Wherever the word "Clone" appears in a line, extract that line.

## TASK INPUTS
━━━━━━━━
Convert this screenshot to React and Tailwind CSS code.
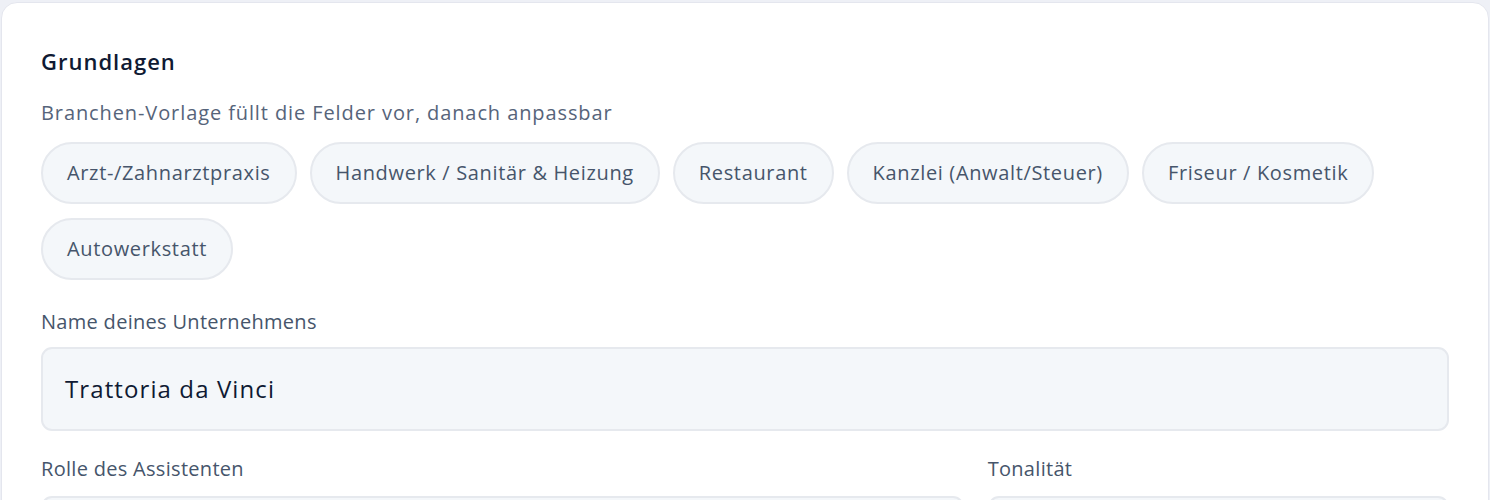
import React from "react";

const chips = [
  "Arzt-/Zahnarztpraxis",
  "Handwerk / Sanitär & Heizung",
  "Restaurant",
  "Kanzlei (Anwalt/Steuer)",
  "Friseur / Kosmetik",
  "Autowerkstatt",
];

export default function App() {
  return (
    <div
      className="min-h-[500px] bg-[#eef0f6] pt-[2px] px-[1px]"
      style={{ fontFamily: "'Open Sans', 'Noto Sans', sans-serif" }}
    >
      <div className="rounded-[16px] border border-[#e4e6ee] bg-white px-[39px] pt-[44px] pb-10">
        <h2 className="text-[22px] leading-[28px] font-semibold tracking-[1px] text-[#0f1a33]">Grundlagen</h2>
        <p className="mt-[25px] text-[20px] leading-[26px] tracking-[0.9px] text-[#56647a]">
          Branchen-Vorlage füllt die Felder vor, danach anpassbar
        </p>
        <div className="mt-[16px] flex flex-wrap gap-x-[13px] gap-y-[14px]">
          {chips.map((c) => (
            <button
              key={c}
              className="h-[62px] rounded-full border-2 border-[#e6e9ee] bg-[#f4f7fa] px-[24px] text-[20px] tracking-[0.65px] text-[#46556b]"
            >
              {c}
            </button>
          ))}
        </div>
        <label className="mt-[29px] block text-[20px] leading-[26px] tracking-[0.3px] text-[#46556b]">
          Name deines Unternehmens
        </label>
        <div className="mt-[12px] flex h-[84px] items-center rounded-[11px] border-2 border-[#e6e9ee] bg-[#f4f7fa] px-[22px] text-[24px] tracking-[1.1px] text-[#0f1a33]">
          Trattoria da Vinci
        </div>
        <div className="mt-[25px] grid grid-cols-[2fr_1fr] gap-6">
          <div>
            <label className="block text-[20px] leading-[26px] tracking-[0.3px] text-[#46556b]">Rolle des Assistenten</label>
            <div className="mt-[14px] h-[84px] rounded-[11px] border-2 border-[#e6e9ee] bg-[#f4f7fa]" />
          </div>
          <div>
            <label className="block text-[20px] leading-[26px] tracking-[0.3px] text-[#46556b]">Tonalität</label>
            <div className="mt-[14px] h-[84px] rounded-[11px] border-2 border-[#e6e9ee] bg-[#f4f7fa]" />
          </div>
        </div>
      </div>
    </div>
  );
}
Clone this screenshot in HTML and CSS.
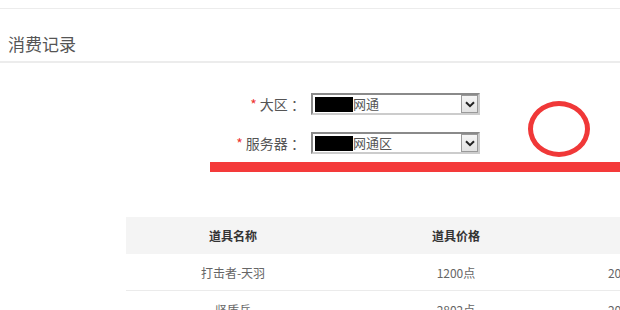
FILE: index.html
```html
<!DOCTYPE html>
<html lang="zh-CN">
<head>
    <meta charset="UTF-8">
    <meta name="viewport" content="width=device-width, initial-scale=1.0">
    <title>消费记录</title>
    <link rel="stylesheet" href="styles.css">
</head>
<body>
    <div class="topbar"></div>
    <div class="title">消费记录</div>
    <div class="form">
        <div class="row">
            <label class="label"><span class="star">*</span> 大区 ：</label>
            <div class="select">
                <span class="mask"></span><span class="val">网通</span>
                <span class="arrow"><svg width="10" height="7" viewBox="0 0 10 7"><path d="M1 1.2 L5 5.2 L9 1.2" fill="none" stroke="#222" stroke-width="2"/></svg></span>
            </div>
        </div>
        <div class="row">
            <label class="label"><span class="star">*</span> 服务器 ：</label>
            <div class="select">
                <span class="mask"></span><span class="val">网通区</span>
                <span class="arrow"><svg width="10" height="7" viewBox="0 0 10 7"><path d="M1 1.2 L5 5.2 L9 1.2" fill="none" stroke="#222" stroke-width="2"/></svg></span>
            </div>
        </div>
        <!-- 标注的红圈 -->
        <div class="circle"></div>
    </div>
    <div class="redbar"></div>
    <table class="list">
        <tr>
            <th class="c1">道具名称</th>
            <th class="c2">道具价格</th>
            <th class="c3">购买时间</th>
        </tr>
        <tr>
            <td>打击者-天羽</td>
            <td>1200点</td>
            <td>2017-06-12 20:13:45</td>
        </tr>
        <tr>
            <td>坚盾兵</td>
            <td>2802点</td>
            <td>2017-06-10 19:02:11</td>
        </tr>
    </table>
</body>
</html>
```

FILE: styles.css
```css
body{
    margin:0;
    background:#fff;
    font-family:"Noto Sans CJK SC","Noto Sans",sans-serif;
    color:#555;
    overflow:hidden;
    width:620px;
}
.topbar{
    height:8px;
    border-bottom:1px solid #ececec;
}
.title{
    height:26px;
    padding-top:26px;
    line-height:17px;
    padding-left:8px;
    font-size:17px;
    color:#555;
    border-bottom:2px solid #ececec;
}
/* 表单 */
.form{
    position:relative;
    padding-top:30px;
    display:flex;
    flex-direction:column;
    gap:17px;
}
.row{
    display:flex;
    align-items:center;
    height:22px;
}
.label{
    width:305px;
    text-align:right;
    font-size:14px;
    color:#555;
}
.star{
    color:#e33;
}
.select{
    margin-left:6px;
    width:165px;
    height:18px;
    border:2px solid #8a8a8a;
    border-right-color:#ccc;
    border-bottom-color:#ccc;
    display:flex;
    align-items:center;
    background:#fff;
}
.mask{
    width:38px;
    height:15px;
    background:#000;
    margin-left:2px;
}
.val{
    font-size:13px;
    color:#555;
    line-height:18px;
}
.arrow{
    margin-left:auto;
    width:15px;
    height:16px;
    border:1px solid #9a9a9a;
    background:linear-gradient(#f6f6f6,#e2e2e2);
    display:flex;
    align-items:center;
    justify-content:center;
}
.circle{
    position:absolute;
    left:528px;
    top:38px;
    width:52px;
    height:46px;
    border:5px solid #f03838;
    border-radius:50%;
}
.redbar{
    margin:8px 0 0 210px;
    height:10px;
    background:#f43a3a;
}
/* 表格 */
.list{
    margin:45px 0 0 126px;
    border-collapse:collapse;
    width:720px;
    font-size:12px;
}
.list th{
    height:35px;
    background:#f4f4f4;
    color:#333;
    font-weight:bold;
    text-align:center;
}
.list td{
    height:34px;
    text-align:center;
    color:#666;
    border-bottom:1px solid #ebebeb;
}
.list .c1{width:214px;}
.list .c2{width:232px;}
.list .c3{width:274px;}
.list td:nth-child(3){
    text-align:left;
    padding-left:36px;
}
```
━━━━━━━━
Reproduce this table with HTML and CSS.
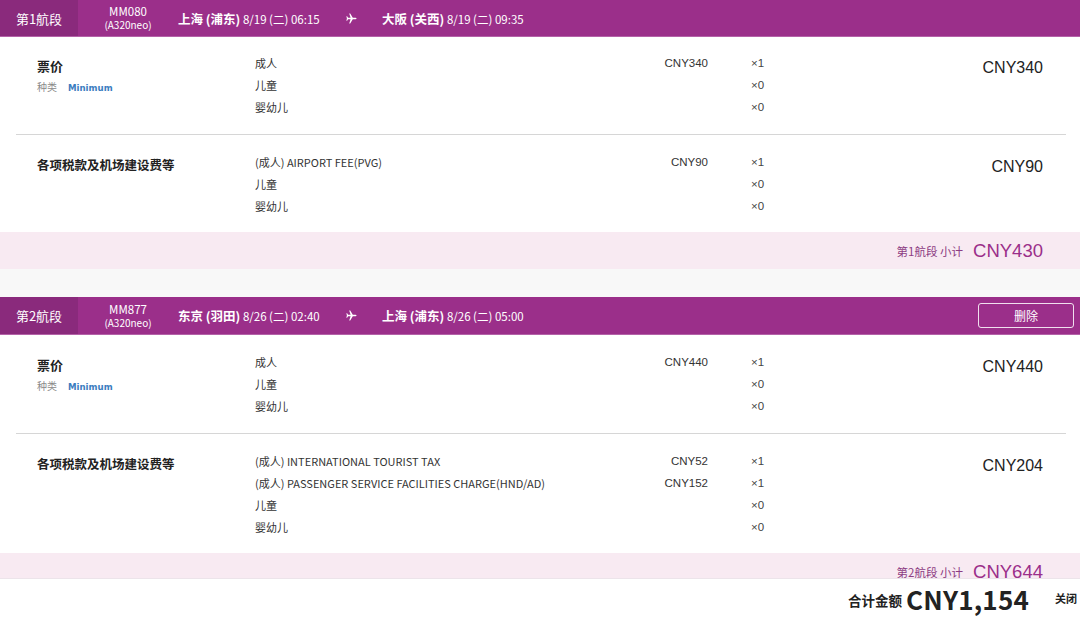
━━━━━━━━
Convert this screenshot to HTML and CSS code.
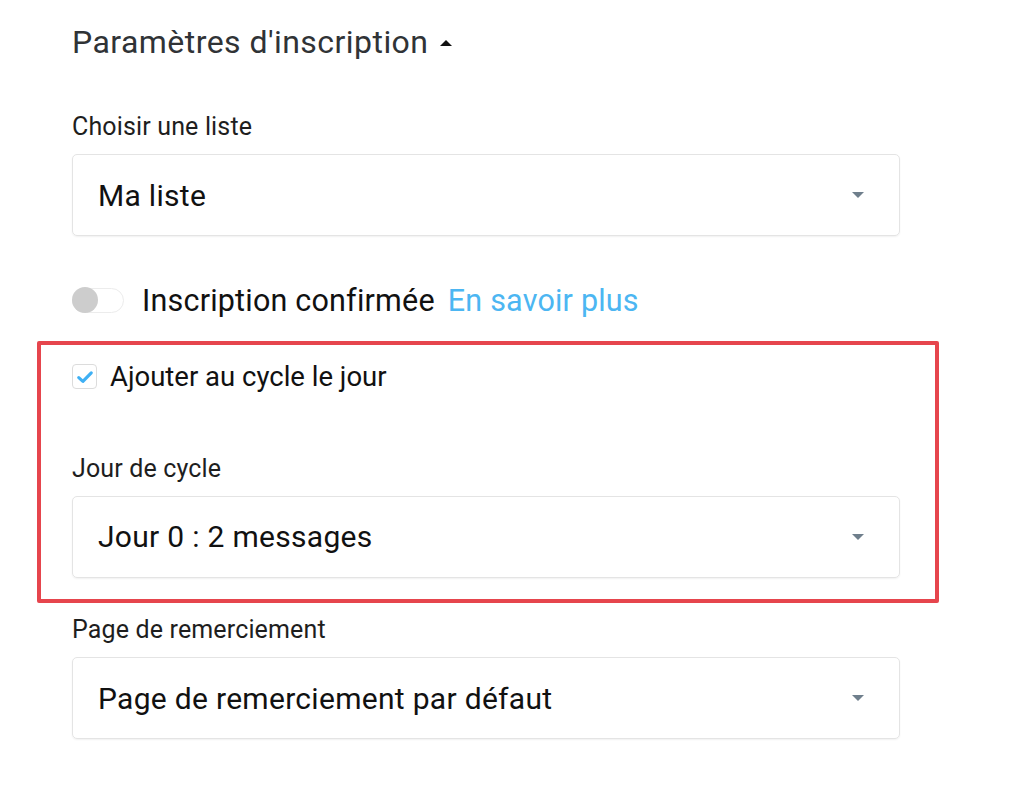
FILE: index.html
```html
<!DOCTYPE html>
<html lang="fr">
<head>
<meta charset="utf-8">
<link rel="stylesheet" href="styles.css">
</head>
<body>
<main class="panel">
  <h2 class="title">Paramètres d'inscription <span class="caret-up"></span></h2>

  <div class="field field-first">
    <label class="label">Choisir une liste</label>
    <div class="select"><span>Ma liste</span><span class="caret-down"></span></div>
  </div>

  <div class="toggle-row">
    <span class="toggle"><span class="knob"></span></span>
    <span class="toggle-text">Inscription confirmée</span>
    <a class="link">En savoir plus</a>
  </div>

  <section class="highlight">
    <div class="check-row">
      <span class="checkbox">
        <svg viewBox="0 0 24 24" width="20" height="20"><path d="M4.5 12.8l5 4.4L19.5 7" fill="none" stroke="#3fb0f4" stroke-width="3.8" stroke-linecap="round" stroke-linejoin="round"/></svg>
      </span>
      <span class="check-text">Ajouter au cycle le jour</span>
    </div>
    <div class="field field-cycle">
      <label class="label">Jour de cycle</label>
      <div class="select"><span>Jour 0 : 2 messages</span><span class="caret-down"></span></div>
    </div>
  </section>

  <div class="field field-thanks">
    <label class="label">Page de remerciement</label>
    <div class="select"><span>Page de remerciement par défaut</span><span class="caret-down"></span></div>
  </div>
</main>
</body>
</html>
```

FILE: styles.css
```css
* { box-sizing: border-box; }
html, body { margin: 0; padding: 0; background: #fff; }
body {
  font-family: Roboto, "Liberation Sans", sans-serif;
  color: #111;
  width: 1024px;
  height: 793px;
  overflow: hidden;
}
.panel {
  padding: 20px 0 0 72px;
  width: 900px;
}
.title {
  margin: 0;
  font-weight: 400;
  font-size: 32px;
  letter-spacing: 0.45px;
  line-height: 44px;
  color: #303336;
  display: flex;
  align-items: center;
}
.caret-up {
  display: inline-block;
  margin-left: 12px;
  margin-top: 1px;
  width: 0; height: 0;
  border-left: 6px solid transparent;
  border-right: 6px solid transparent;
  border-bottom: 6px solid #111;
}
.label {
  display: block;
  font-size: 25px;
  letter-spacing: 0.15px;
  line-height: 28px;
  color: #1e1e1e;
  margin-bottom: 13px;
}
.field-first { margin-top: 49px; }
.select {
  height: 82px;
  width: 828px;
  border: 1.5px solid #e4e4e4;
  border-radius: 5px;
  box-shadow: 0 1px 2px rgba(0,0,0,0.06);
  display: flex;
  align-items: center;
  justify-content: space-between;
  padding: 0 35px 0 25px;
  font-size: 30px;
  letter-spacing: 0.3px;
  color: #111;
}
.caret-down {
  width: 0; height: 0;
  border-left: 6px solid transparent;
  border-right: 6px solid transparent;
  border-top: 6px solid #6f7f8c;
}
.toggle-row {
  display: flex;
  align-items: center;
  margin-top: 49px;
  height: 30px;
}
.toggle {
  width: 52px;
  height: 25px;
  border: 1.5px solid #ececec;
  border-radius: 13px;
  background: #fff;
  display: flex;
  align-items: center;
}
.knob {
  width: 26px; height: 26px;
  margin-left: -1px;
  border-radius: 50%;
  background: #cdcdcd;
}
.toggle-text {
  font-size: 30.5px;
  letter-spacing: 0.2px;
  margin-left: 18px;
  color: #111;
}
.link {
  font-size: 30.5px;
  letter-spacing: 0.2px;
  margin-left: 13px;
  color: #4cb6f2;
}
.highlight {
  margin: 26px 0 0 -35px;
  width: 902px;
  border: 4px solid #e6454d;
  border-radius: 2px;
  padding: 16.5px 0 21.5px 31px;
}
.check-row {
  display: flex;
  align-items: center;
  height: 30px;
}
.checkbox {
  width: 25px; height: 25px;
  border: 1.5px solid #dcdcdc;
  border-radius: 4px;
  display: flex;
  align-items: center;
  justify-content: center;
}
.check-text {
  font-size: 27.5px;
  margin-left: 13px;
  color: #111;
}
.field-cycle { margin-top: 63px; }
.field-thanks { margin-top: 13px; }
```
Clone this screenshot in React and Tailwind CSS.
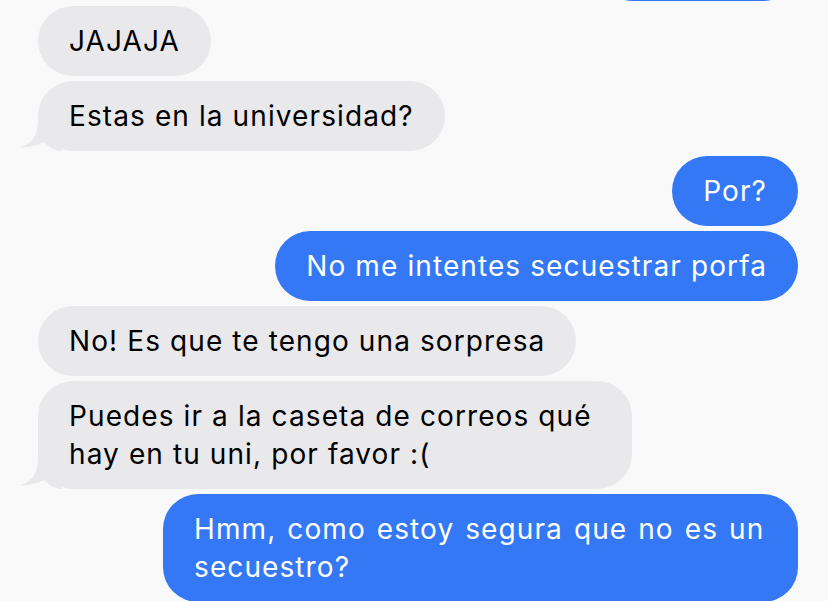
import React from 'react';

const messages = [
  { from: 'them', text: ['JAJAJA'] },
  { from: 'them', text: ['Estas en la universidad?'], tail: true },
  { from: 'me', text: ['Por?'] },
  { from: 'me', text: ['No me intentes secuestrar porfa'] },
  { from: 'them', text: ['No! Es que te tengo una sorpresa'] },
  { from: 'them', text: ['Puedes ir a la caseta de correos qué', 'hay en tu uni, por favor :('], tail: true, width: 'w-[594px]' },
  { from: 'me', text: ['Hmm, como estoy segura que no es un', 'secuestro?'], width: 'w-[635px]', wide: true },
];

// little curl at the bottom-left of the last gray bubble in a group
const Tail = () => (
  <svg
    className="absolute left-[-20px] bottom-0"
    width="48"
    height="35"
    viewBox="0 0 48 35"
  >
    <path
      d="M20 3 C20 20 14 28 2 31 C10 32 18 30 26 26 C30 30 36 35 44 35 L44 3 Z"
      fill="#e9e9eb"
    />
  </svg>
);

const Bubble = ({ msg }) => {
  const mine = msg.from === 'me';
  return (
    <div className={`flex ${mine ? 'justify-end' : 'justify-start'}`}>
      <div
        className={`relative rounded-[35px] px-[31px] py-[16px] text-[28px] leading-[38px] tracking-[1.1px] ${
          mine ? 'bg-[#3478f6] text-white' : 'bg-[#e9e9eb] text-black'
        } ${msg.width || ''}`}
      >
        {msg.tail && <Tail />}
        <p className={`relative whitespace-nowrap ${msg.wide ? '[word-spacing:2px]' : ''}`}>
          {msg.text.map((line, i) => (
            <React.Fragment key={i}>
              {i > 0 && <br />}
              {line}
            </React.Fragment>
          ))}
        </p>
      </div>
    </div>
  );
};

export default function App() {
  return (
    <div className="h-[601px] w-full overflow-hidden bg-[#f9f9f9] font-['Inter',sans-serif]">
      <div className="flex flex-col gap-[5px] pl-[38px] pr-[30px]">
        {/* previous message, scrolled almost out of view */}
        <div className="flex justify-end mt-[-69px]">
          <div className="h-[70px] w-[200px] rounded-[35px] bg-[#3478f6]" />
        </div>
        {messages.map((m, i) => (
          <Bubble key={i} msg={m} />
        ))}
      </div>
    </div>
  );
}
━━━━━━━━
## WRITTEN ANSWER
Clone this screenshot in HTML and CSS.
Clone this screenshot in React and Tailwind CSS.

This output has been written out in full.